As far as challenges, Common Criteria is a committee-led organization representing 24 countries and is thus often slow to change. There is a lack of transparency in its structure, its decision-making and its technical review processes that the Common Criteria Vendors' Forum has raised. The organization is slowly starting to address these issues.

GCN: What changes would you like to see made in Common Criteria?

DAVIDSON: Any critical piece of software should be designed in consideration of what kinds of threats the product is likely to face and the appropriate technical remedy for those threats. As threats evolve, so should Common Criteria.

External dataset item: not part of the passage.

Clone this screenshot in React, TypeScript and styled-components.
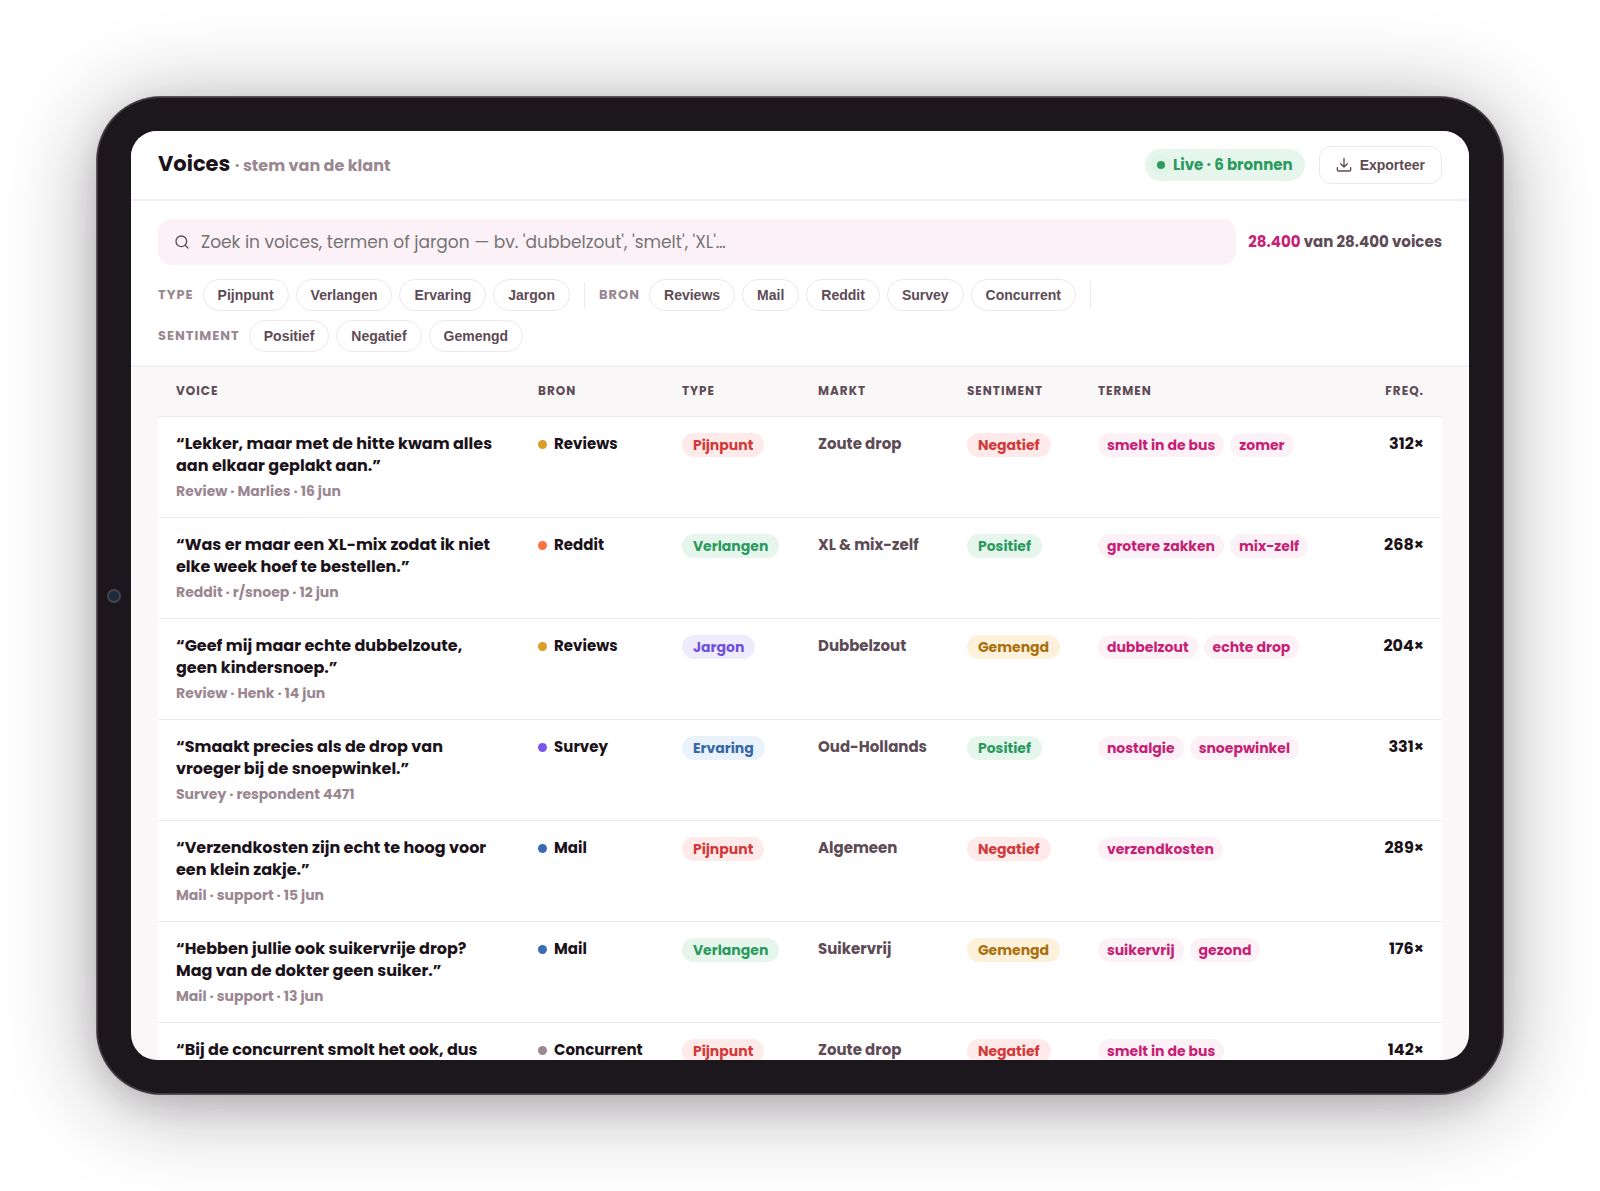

That said, the National Cyber Security Partnership recommended the use of automated vulnerability testing tools at lower assurance levels, which could be a useful change, provided that all the criteria are met. The tools themselves must be evaluated and validated for what they find and how well they find it. The vendor can only make claims about use of automated tools as part of an evaluation based only on the tools they actually use in development. The vendor must assure that the Common Criteria Recognition Arrangement still applies: The use of these tools is mutually accepted in multiple venues. And, finally, the vendor must continue to maintain control of its source code. That is, the company is protected by contractual relationships it has with its labs but is not required to give source to any other party.

GCN: How well is the National Information Assurance Partnership working with industry to make needed changes in the criteria and processes?

DAVIDSON: Since the National Information Assurance Partnership is just one of the national schemes under which vendors can do Common Criteria evaluations, vendors who want the Common Criteria improved should work within the Common Criteria Vendors' Forum. Oracle also believes it is duplicative and wasteful for individual schemes to want country-specific variants that would require vendors to evaluate their products only under those schemes.